THE CRICKETS. The Crickets are a rockabilly/rock-and-roll band formed in 1957 in Lubbock, Texas, and best-known for helping launch the career of rock-and-roll icon, Buddy Holly. Before the formation of the Crickets, Holly had already gained considerable music experience. Charles Hardin Holley (aka Buddy Holly), lead vocals and guitar, (b. September 7, 1936, d. February 3, 1959), and Bob Montgomery, vocals and guitar, (b. May 12, 1937) met at Hutchinson Junior High School and by the fall of 1953 were playing on Lubbock radio station KDAV’s Sunday Party program as the Buddy and Bob Show. The two were soon joined by friend and bass player, Larry Welborn (b.

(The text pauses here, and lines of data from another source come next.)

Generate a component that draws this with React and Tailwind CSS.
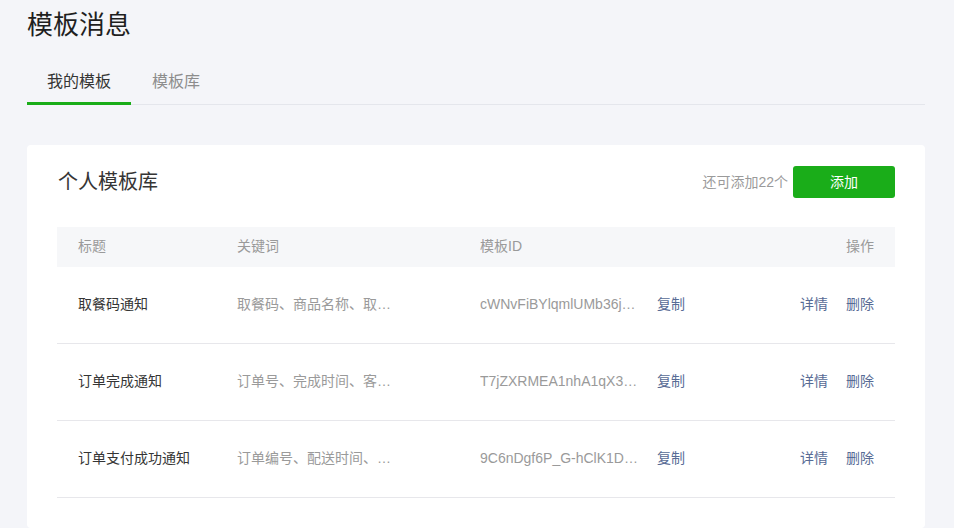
import React from 'react';

const templates = [
  { title: '取餐码通知', keywords: '取餐码、商品名称、取餐地点、下单时间', id: 'cWNvFiBYlqmlUMb36jKx8Q2sd9LrTzq0Wc' },
  { title: '订单完成通知', keywords: '订单号、完成时间、客户名称、金额', id: 'T7jZXRMEA1nhA1qX3tGb0LpQs8vYwMe2Hk' },
  { title: '订单支付成功通知', keywords: '订单编号、配送时间、支付金额', id: '9C6nDgf6P_G-hClK1DaT3wYzLmR5sQpNo' },
];

const App = () => {
  return (
    <div
      className="min-h-screen bg-[#f4f5f9] pl-[27px] pr-[29px] pt-[7px] text-[#353535]"
      style={{ fontFamily: '"Liberation Sans", "Noto Sans CJK SC", sans-serif' }}
    >
      {/* Page title */}
      <h1 className="text-[26px] leading-[36px] font-normal text-[#1f1f1f]">模板消息</h1>

      {/* Tabs */}
      <div className="mt-[19px] flex border-b border-[#e4e6ec] pr-[2px]">
        <div className="-mb-px px-[20px] h-[43px] leading-[40px] text-[16px] text-[#353535] border-b-[3px] border-[#1aad19]">
          我的模板
        </div>
        <div className="px-[21px] h-[42px] leading-[40px] text-[16px] text-[#8d8d8d]">模板库</div>
      </div>

      {/* Card */}
      <div className="mt-[40px] bg-white rounded-[4px] px-[30px] pt-[21px] pb-[30px]">
        <div className="flex items-center justify-between">
          <h2 className="pl-px text-[20px] font-normal text-[#353535]">个人模板库</h2>
          <div className="flex items-center gap-[5px]">
            <span className="text-[14px] text-[#9a9a9a]">还可添加22个</span>
            <button className="w-[102px] h-[32px] rounded-[3px] bg-[#1aad19] text-white text-[14px]">添加</button>
          </div>
        </div>

        {/* Table */}
        <div className="mt-[29px]">
          <div className="flex items-center h-[40px] pb-[2px] bg-[#f6f7f9] px-[21px] text-[14px] text-[#9a9a9a]">
            <div className="w-[159px]">标题</div>
            <div className="w-[243px]">关键词</div>
            <div className="flex-1">模板ID</div>
            <div>操作</div>
          </div>
          {templates.map((t) => (
            <div key={t.id} className="flex items-center h-[77px] pb-px border-b border-[#e7e7eb] px-[21px] text-[14px]">
              <div className="w-[159px] text-[#353535]">{t.title}</div>
              <div className="w-[243px]">
                <div className="w-[156px] truncate text-[#9a9a9a]">{t.keywords}</div>
              </div>
              <div className="flex-1 flex items-center">
                <div className="w-[160px] truncate text-[#9a9a9a]">{t.id}</div>
                <a className="ml-[17px] text-[#576b95] cursor-pointer">复制</a>
              </div>
              <div className="flex items-center gap-[18px] text-[#576b95]">
                <a className="cursor-pointer">详情</a>
                <a className="cursor-pointer">删除</a>
              </div>
            </div>
          ))}
        </div>
      </div>
    </div>
  );
};

export default App;
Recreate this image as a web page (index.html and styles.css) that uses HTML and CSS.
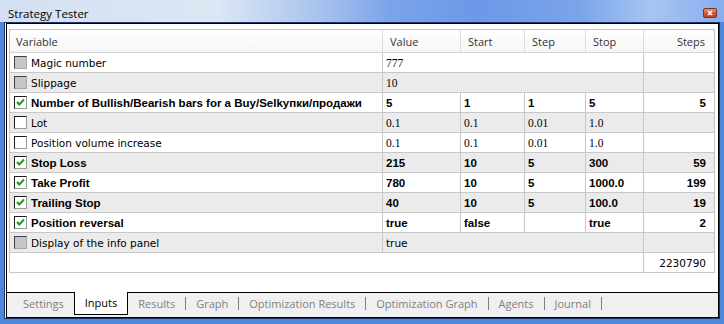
FILE: index.html
```html
<!doctype html>
<html lang="en">
<head>
    <meta charset="UTF-8">
    <title>Strategy Tester</title>
    <link rel="stylesheet" href="styles.css">
</head>
<body>
<div class="window">
    <div class="titlebar">
        <span class="title">Strategy Tester</span>
        <span class="close">
            <svg width="14" height="10" viewBox="0 0 14 10">
                <defs>
                    <linearGradient id="cg" x1="0" y1="0" x2="0" y2="1">
                        <stop offset="0" stop-color="#eb9a80"/>
                        <stop offset="0.5" stop-color="#d4583a"/>
                        <stop offset="1" stop-color="#c2401f"/>
                    </linearGradient>
                </defs>
                <rect x="0.5" y="0.5" width="13" height="9" rx="1.5" fill="url(#cg)" stroke="#7a3420"/>
                <path d="M5 3 L9 7 M9 3 L5 7" stroke="#fff" stroke-width="1.6"/>
            </svg>
        </span>
    </div>
    <div class="client">
        <div class="panel">
            <div class="list-area">
                <div class="list">
                    <div class="row head">
                        <div class="c">Variable</div>
                        <div class="c">Value</div>
                        <div class="c">Start</div>
                        <div class="c">Step</div>
                        <div class="c">Stop</div>
                        <div class="c right">Steps</div>
                    </div>
                    <div class="rows">
                        <div class="row">
                            <div class="c name"><span class="cb gray"></span>Magic number</div>
                            <div class="c span4 serif">777</div>
                            <div class="c"></div>
                        </div>
                        <div class="row">
                            <div class="c name"><span class="cb gray"></span>Slippage</div>
                            <div class="c span4 serif">10</div>
                            <div class="c"></div>
                        </div>
                        <div class="row bold">
                            <div class="c name"><span class="cb on"><svg width="11" height="11" viewBox="0 0 11 11"><path d="M2 5 L4.3 7.5 L9 2.5" fill="none" stroke="#1e9a1e" stroke-width="2"/></svg></span>Number of Bullish/Bearish bars for a Buy/Selkупки/продажи</div>
                            <div class="c">5</div>
                            <div class="c">1</div>
                            <div class="c">1</div>
                            <div class="c">5</div>
                            <div class="c right">5</div>
                        </div>
                        <div class="row">
                            <div class="c name"><span class="cb"></span>Lot</div>
                            <div class="c serif">0.1</div>
                            <div class="c serif">0.1</div>
                            <div class="c serif">0.01</div>
                            <div class="c serif">1.0</div>
                            <div class="c"></div>
                        </div>
                        <div class="row">
                            <div class="c name"><span class="cb"></span>Position volume increase</div>
                            <div class="c serif">0.1</div>
                            <div class="c serif">0.1</div>
                            <div class="c serif">0.01</div>
                            <div class="c serif">1.0</div>
                            <div class="c"></div>
                        </div>
                        <div class="row bold">
                            <div class="c name"><span class="cb on"><svg width="11" height="11" viewBox="0 0 11 11"><path d="M2 5 L4.3 7.5 L9 2.5" fill="none" stroke="#1e9a1e" stroke-width="2"/></svg></span>Stop Loss</div>
                            <div class="c">215</div>
                            <div class="c">10</div>
                            <div class="c">5</div>
                            <div class="c">300</div>
                            <div class="c right">59</div>
                        </div>
                        <div class="row bold">
                            <div class="c name"><span class="cb on"><svg width="11" height="11" viewBox="0 0 11 11"><path d="M2 5 L4.3 7.5 L9 2.5" fill="none" stroke="#1e9a1e" stroke-width="2"/></svg></span>Take Profit</div>
                            <div class="c">780</div>
                            <div class="c">10</div>
                            <div class="c">5</div>
                            <div class="c">1000.0</div>
                            <div class="c right">199</div>
                        </div>
                        <div class="row bold">
                            <div class="c name"><span class="cb on"><svg width="11" height="11" viewBox="0 0 11 11"><path d="M2 5 L4.3 7.5 L9 2.5" fill="none" stroke="#1e9a1e" stroke-width="2"/></svg></span>Trailing Stop</div>
                            <div class="c">40</div>
                            <div class="c">10</div>
                            <div class="c">5</div>
                            <div class="c">100.0</div>
                            <div class="c right">19</div>
                        </div>
                        <div class="row bold">
                            <div class="c name"><span class="cb on"><svg width="11" height="11" viewBox="0 0 11 11"><path d="M2 5 L4.3 7.5 L9 2.5" fill="none" stroke="#1e9a1e" stroke-width="2"/></svg></span>Position reversal</div>
                            <div class="c">true</div>
                            <div class="c">false</div>
                            <div class="c"></div>
                            <div class="c">true</div>
                            <div class="c right">2</div>
                        </div>
                        <div class="row">
                            <div class="c name"><span class="cb gray"></span>Display of the info panel</div>
                            <div class="c span4">true</div>
                            <div class="c"></div>
                        </div>
                        <div class="row">
                            <div class="c span5"></div>
                            <div class="c right">2230790</div>
                        </div>
                    </div>
                </div>
            </div>
            <div class="tabs">
                <span class="tab">Settings</span>
                <span class="tab active">Inputs</span>
                <span class="tab">Results</span><span class="sep"></span>
                <span class="tab">Graph</span><span class="sep"></span>
                <span class="tab">Optimization Results</span><span class="sep"></span>
                <span class="tab">Optimization Graph</span><span class="sep"></span>
                <span class="tab">Agents</span><span class="sep"></span>
                <span class="tab">Journal</span><span class="sep"></span>
            </div>
        </div>
    </div>
</div>
</body>
</html>
```
FILE: styles.css
```css
body {
    margin: 0;
    font-family: "DejaVu Sans", sans-serif;
    background-color: #4e86dc;
}
.window {
    width: 724px;
    height: 324px;
    display: flex;
    flex-direction: column;
    background-color: #4e86dc;
}
.titlebar {
    height: 22px;
    flex: none;
    box-sizing: border-box;
    padding: 4px 7px 0 8px;
    display: flex;
    align-items: center;
    background: linear-gradient(to right, #d3e0f1 0%, #dce7f4 30%, #a9c3ee 44%, #7aa3ea 54%, #6b98e8 66%, #7aa4ea 80%, #a7c5f1 90%, #86adee 100%);
}
.title {
    font-family: "Open Sans", sans-serif;
    font-size: 11.5px;
    color: #000;
}
.close {
    margin-left: auto;
    display: flex;
}
.client {
    flex: 1;
    display: flex;
    margin: 0 4px 5px 4px;
    border: 1px solid #1f3460;
    padding-left: 1px;
    background-color: #fff;
}
.panel {
    flex: 1;
    display: flex;
    flex-direction: column;
    border: 1px solid #000;
}
.list-area {
    flex: 1;
    background-color: #fff;
    padding: 5px 0 0 2px;
}
.list {
    width: 704px;
    border: 1px solid #c4c4c4;
    border-bottom: none;
    font-size: 10.5px;
    color: #000;
}
.row {
    display: grid;
    grid-template-columns: 372px 78px 64px 61px 58px 69px;
    height: 20px;
    box-sizing: border-box;
    border-bottom: 1px solid #c8c8c8;
}
.rows .row:nth-child(even) {
    background-color: #ebebeb;
}
.c {
    display: flex;
    align-items: center;
    padding: 0 3px;
    border-left: 1px solid #c8c8c8;
    white-space: nowrap;
    overflow: hidden;
}
.row .c:first-child {
    border-left: none;
}
.right {
    justify-content: flex-end;
    padding-right: 6px;
}
.span4 {
    grid-column: span 4;
}
.span5 {
    grid-column: span 5;
}
.head {
    height: 23px;
    background: linear-gradient(#ffffff, #f6f6f6);
    border-bottom-color: #d4d4d4;
    font-family: "Open Sans", sans-serif;
    font-size: 11px;
    color: #333;
}
.head .c {
    padding: 1px 7px 0 7px;
    border-left-color: #dcdcdc;
}
.head .c:first-child {
    padding-left: 6px;
}
.name {
    padding-left: 4px;
}
.bold {
    font-family: "Liberation Sans", sans-serif;
    font-weight: bold;
    font-size: 11.5px;
}
.serif {
    font-family: "Liberation Serif", serif;
    font-size: 11.5px;
    padding-top: 1px;
}
.cb {
    width: 13px;
    height: 13px;
    box-sizing: border-box;
    margin-right: 4px;
    flex: none;
    border: 1px solid;
    border-color: #1c1c1c #9a9a9a #9a9a9a #1c1c1c;
    background-color: #fff;
    display: flex;
    align-items: center;
    justify-content: center;
}
.cb.gray {
    border-color: #404040 #a8a8a8 #a8a8a8 #404040;
    background-color: #c6c6c6;
}
.tabs {
    height: 25px;
    flex: none;
    box-sizing: border-box;
    display: flex;
    align-items: flex-start;
    padding-left: 6px;
    border-top: 1px solid #000;
    background-color: #f0f0f0;
    font-family: "Open Sans", sans-serif;
    font-size: 11px;
    color: #808080;
}
.tab {
    padding: 0 10px;
    line-height: 21px;
    white-space: nowrap;
}
.tab.active {
    margin-top: -1px;
    height: 23px;
    box-sizing: border-box;
    line-height: 22px;
    border: 1px solid #000;
    border-top: none;
    background-color: #fff;
    color: #000;
}
.sep {
    width: 1px;
    height: 13px;
    margin-top: 4px;
    background-color: #808080;
}
```
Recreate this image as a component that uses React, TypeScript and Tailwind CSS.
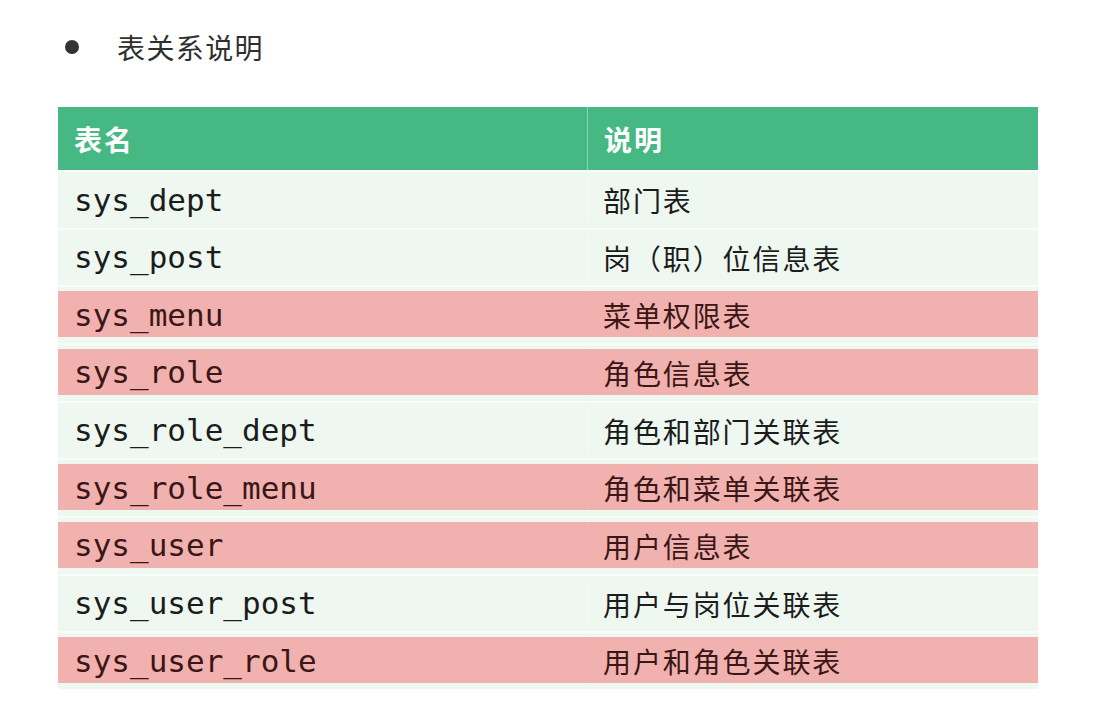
const rows: { name: string; desc: string; hot: boolean }[] = [
  { name: "sys_dept", desc: "部门表", hot: false },
  { name: "sys_post", desc: "岗（职）位信息表", hot: false },
  { name: "sys_menu", desc: "菜单权限表", hot: true },
  { name: "sys_role", desc: "角色信息表", hot: true },
  { name: "sys_role_dept", desc: "角色和部门关联表", hot: false },
  { name: "sys_role_menu", desc: "角色和菜单关联表", hot: true },
  { name: "sys_user", desc: "用户信息表", hot: true },
  { name: "sys_user_post", desc: "用户与岗位关联表", hot: false },
  { name: "sys_user_role", desc: "用户和角色关联表", hot: true },
];

const cjk = "font-['Noto_Sans_CJK_SC','Noto_Sans',sans-serif]";
const mono = "font-['DejaVu_Sans_Mono','Liberation_Mono','Noto_Sans_CJK_SC',monospace]";

export default function App() {
  return (
    <div className="min-h-[715px] w-[1111px] bg-white">
      <div className="flex items-center pt-[27px] pl-[65px]">
        <span className="h-[14px] w-[14px] rounded-full bg-[#333333]" />
        <span className={`ml-[38px] text-[28px] leading-[40px] tracking-[1.4px] text-[#2f2f2f] ${cjk}`}>
          表关系说明
        </span>
      </div>

      <div className="ml-[58px] mt-[40px] w-[980px]">
        <div className="flex h-[63px] bg-[#45b883] text-white">
          <div className={`flex w-[529px] items-center pl-[16px] text-[28px] font-bold tracking-[2px] ${cjk}`}>
            表名
          </div>
          <div className="w-px bg-[#8ed4b1]" />
          <div className={`flex flex-1 items-center pl-[16px] text-[28px] font-bold tracking-[2px] ${cjk}`}>
            说明
          </div>
        </div>

        {rows.map((r) => (
          <div
            key={r.name}
            className="h-[57.67px] border-t-2 border-[#f7fdf9] bg-[#eef8f1]"
          >
            <div
              className={`mt-[4px] flex h-[46px] items-center ${
                r.hot ? "bg-[#f1b1ae] text-[#3a1616]" : "text-[#1c1c1c]"
              }`}
            >
              <div className={`w-[529px] pl-[16px] pt-[2px] text-[31px] leading-none ${mono}`}>
                {r.name}
              </div>
              <div className={`h-full w-px ${r.hot ? "bg-[#f2b5b2]" : "bg-[#f3fbf5]"}`} />
              <div className={`flex-1 pl-[15px] pt-[2px] text-[28px] leading-none tracking-[1.9px] ${cjk}`}>
                {r.desc}
              </div>
            </div>
          </div>
        ))}
      </div>
    </div>
  );
}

April 13, 1939) as the Buddy, Bob & Larry Trio. The three performed “Flower of My Heart,” a song written by Montgomery for a contest at Lubbock High School. The tune was chosen as the 1954 Senior Class Song. Following this local success, Holly, Montgomery, and Welborn then headed to Wichita Falls, Texas, in order to record demos of other songs.

The year 1955 was a busy one for Holly and his friends. In February they opened for Elvis Presley at Lubbock’s Fair Park Coliseum. In October they performed in a show featuring Bill Haley & His Comets and then opened for Elvis again. Soon Holly signed a solo recording contract as a “country” artist and left Lubbock for Nashville, causing the trio to break up. By 1957, however, Holly had met with little success in Nashville. He returned to Lubbock and was joined by Joe Mauldin (b. July 8, 1940) on bass, Jerry Allison (b. August 31, 1939) on drums, and Niki Sullivan (b. June 23, 1937, d. April 6, 2004) on rhythm guitar. These four friends drove to Norman Petty’s recording studio in Clovis, New Mexico, to record some singles. It was at this time that the Crickets were officially formed, and they signed with Brunswick Records.

The band’s name, the Crickets, began as a ruse to avoid provisions of a contract Holly had signed with Decca in 1956. The name stuck, and, from then on, they were billed as either the Crickets or as Buddy Holly and the Crickets. Brunswick Records released the group’s first single “That’ll Be the Day” (flip side “I’m Looking For Someone To Love”) in May 1957. It hit Number 1 on the Billboard charts later that summer. The Crickets soon appeared on several popular television shows of the day, including American Bandstand and The Ed Sullivan Show. The band began its first major concert tour in Washington, D.C., in August 1957, and in October released its second single “Oh Boy!” (flip side “Not Fade Away”), which sold close to one million copies.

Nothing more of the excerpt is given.